Vladimir Putin came to power in Russia at the turn of the century. His approach to Jews broke old stereotypes. Putin is authoritarian, Machiavellian, a man who has, by many accounts, engaged in murder of his opponents. He has emerged, however, as the most philosemitic ruler in Russian history. He built a museum of tolerance, dedicated to Jews, introduced rabbis to the Russian army, and enjoys a warm relationship with Israel.
Dmitry Medvedev, the former president and a previous Putin prime minister, blasted Volodymyr Zelensky, the Jewish Ukrainian president, as a traitor to the Jewish people, for his political cavorting with Ukrainian nationalists. The war with Ukraine is presented in official Russian discourse as the country’s liberation from Nazis, who persecuted Russians and Jews.
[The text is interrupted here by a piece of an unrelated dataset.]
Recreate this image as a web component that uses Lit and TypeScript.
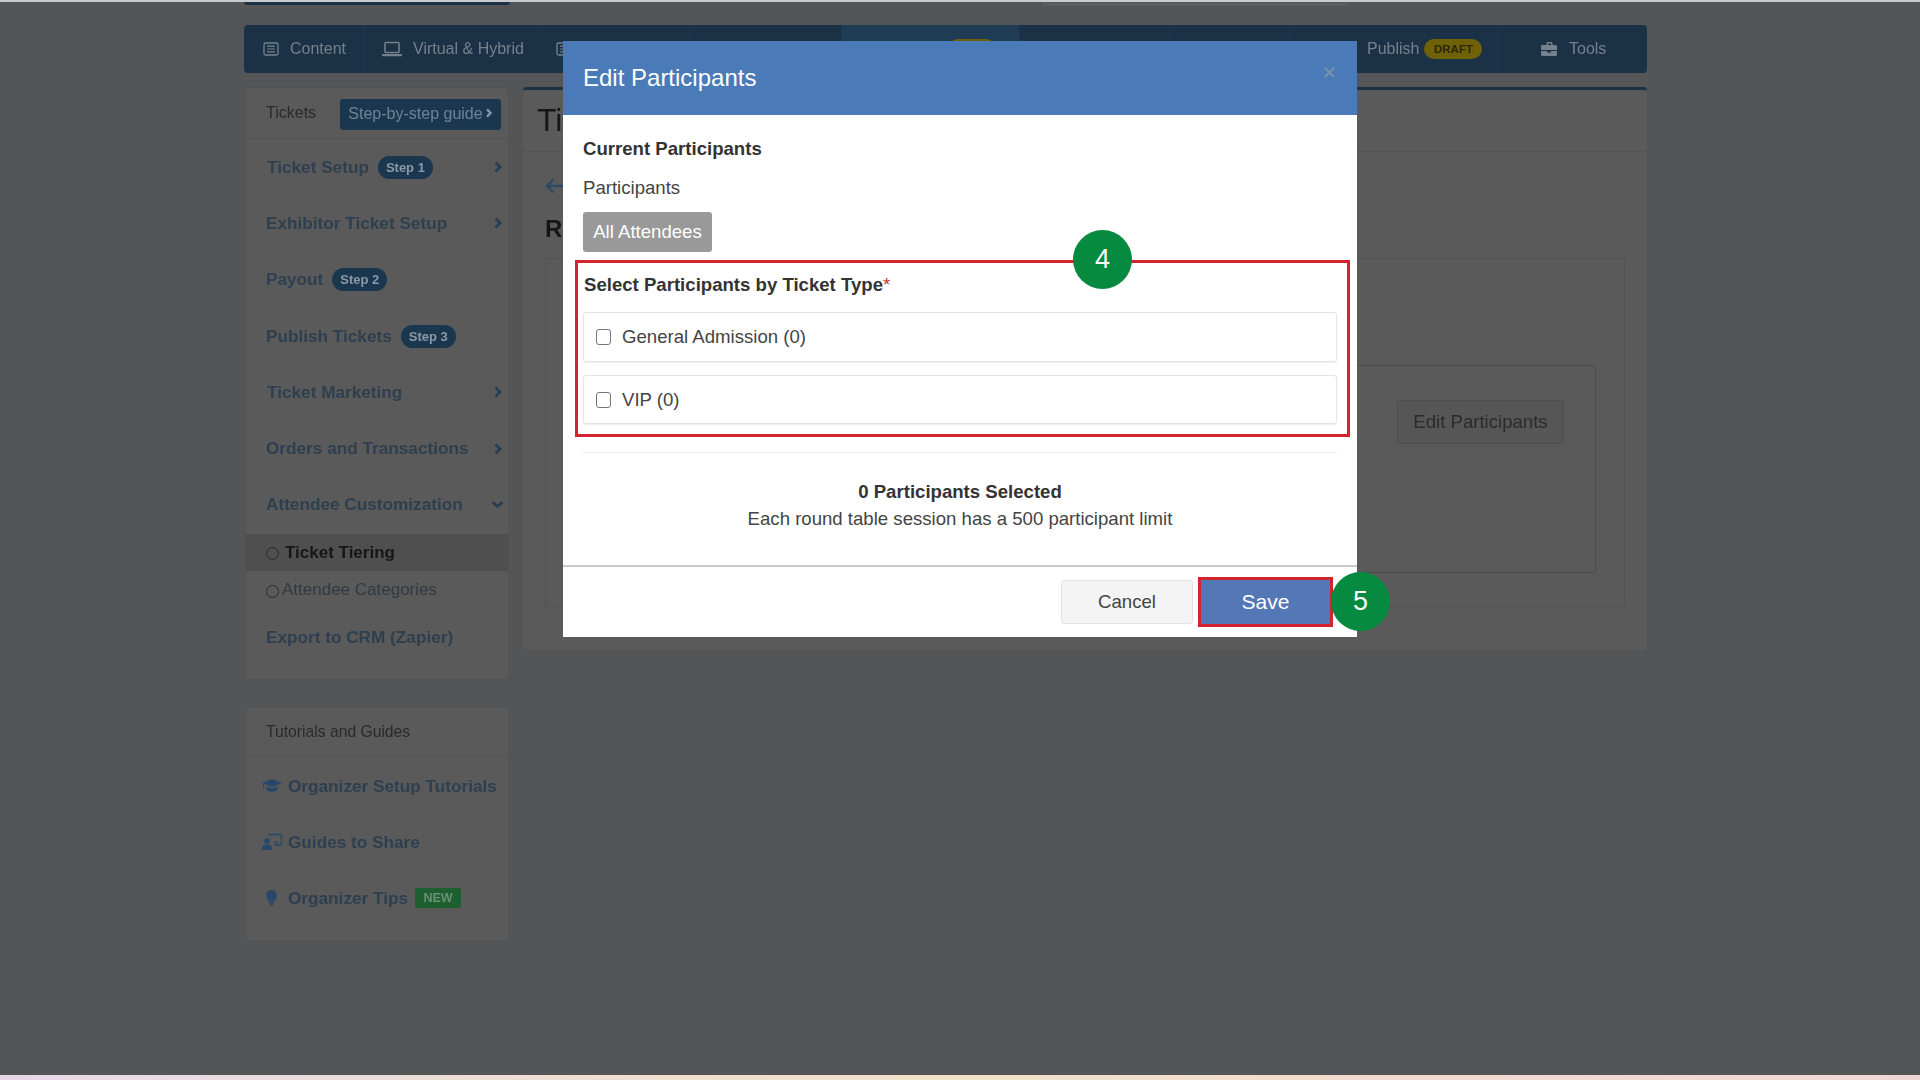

At the same time, Dugin, who is said to be close to Putin, has compared Orthodox Russians with Jews who were openly harassed and persecuted because of their ethnicity and culture. It is clear that images of philosemites and related images of Jews as a unified body are simplistic and do not relate to the complicated reality. What is also clear is that the old Soviet trope about Jews versus the state no longer applies – and that the overriding ideological narrative in Russia in the post-USSR period is about hyper-nationalism – that anyone who speaks Russian or is culturally Russian is Russian – and not ethnic or religious division. Moscow’s war on Ukraine is a manifestation of this.